[GOAL OF THE EXERCISE] Where a line contains the string "styles", copy that line.

[STORED DATA]
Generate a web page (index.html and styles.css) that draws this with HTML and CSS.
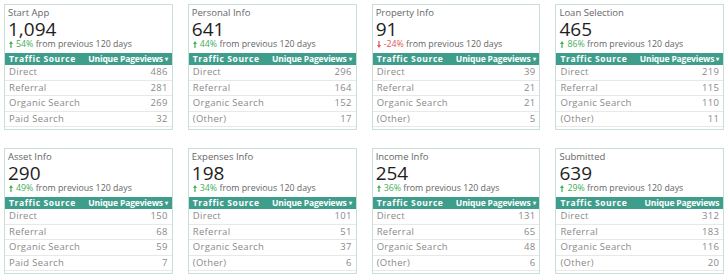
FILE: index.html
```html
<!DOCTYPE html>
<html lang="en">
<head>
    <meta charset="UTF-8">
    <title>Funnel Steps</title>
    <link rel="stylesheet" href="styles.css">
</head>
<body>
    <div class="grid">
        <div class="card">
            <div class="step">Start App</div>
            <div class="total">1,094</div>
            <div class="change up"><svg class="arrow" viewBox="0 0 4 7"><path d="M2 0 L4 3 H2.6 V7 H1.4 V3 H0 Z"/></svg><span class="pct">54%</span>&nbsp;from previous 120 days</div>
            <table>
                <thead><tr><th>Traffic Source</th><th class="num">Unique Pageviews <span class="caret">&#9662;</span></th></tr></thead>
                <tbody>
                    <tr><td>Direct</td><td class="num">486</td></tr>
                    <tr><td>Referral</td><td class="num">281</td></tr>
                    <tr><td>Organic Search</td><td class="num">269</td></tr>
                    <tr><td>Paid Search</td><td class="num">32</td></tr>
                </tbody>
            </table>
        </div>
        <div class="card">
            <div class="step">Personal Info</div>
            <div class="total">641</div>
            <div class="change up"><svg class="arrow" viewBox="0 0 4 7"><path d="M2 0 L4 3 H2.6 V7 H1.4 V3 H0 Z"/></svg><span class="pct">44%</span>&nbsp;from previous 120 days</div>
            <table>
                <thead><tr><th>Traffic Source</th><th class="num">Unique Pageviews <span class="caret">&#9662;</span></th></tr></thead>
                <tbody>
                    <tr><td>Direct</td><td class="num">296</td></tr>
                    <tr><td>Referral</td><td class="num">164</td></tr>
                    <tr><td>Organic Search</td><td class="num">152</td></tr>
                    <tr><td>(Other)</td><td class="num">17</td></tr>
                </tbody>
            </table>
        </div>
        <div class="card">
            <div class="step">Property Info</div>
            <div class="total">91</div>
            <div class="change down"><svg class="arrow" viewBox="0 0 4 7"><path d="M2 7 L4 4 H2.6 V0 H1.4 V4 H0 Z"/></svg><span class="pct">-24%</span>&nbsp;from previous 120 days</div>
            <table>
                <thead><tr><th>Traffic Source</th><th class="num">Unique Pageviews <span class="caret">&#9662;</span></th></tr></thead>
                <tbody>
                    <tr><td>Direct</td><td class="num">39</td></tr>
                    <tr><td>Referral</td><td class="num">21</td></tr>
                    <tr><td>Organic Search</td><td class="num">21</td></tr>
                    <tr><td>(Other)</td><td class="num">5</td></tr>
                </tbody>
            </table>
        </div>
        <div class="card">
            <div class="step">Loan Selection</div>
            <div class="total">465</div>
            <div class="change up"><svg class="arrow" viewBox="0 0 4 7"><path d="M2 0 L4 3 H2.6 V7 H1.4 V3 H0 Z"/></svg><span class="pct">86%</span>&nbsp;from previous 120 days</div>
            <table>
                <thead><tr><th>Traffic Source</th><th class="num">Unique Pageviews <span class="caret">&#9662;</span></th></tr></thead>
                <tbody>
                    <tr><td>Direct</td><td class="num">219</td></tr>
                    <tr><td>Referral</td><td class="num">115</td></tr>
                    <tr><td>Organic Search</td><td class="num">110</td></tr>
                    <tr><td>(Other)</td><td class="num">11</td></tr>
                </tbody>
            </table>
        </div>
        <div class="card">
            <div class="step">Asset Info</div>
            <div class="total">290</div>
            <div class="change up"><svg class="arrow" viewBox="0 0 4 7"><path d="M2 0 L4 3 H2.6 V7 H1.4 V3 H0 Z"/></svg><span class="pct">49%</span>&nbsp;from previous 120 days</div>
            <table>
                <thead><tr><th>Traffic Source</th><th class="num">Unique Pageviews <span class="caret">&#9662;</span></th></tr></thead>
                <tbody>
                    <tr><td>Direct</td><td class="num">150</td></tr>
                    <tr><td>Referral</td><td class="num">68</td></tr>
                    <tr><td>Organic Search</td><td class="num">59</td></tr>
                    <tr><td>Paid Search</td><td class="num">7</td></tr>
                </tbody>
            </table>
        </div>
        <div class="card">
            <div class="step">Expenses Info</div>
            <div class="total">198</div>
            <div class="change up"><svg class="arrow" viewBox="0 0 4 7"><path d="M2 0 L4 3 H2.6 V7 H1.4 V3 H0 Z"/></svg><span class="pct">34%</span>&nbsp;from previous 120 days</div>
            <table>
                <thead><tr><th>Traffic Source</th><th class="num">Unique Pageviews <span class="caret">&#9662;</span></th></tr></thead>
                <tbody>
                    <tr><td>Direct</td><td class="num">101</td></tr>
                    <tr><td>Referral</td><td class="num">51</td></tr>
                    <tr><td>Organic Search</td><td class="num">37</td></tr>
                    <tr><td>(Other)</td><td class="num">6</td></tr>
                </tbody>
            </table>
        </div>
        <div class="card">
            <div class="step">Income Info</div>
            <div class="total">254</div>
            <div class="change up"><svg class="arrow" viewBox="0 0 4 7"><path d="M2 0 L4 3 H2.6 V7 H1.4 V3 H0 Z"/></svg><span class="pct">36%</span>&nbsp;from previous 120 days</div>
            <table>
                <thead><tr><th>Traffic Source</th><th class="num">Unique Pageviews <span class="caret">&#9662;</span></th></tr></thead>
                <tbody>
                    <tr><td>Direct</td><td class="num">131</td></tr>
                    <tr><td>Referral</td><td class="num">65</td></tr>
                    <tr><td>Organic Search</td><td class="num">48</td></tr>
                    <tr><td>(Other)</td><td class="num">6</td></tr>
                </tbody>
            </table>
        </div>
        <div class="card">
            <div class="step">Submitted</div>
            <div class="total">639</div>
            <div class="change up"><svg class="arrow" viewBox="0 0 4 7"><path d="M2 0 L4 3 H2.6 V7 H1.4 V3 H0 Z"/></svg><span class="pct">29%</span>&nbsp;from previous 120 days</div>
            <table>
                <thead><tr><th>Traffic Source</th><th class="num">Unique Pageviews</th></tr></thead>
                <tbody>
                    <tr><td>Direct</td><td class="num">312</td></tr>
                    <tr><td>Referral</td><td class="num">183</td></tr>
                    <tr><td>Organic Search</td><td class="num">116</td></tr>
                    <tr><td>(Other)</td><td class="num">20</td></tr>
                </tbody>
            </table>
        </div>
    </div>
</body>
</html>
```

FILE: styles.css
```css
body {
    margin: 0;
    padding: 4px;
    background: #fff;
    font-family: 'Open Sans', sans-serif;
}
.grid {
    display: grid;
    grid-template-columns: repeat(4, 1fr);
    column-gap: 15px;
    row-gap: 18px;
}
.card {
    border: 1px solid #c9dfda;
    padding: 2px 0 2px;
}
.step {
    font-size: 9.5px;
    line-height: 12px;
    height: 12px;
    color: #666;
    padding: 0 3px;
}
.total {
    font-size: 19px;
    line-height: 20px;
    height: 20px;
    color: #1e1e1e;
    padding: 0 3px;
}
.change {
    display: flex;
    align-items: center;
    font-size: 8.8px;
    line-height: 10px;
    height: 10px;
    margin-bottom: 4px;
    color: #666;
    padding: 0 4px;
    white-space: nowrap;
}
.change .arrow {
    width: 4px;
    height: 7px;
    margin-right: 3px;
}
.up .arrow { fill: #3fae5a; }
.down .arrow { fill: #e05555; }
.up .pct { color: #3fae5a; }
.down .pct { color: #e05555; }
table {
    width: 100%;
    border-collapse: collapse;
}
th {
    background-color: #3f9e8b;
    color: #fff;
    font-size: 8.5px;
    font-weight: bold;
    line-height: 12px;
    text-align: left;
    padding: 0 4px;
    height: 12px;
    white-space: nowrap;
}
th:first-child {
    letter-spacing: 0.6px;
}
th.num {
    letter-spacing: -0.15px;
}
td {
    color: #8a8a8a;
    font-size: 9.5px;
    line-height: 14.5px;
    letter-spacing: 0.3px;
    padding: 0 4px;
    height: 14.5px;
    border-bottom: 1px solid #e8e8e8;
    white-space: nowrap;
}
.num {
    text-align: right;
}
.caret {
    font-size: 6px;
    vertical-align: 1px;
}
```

[RESPONSE BELOW]
Generate a web page (index.html and styles.css) that draws this with HTML and CSS.
    <link rel="stylesheet" href="styles.css">
FILE: styles.css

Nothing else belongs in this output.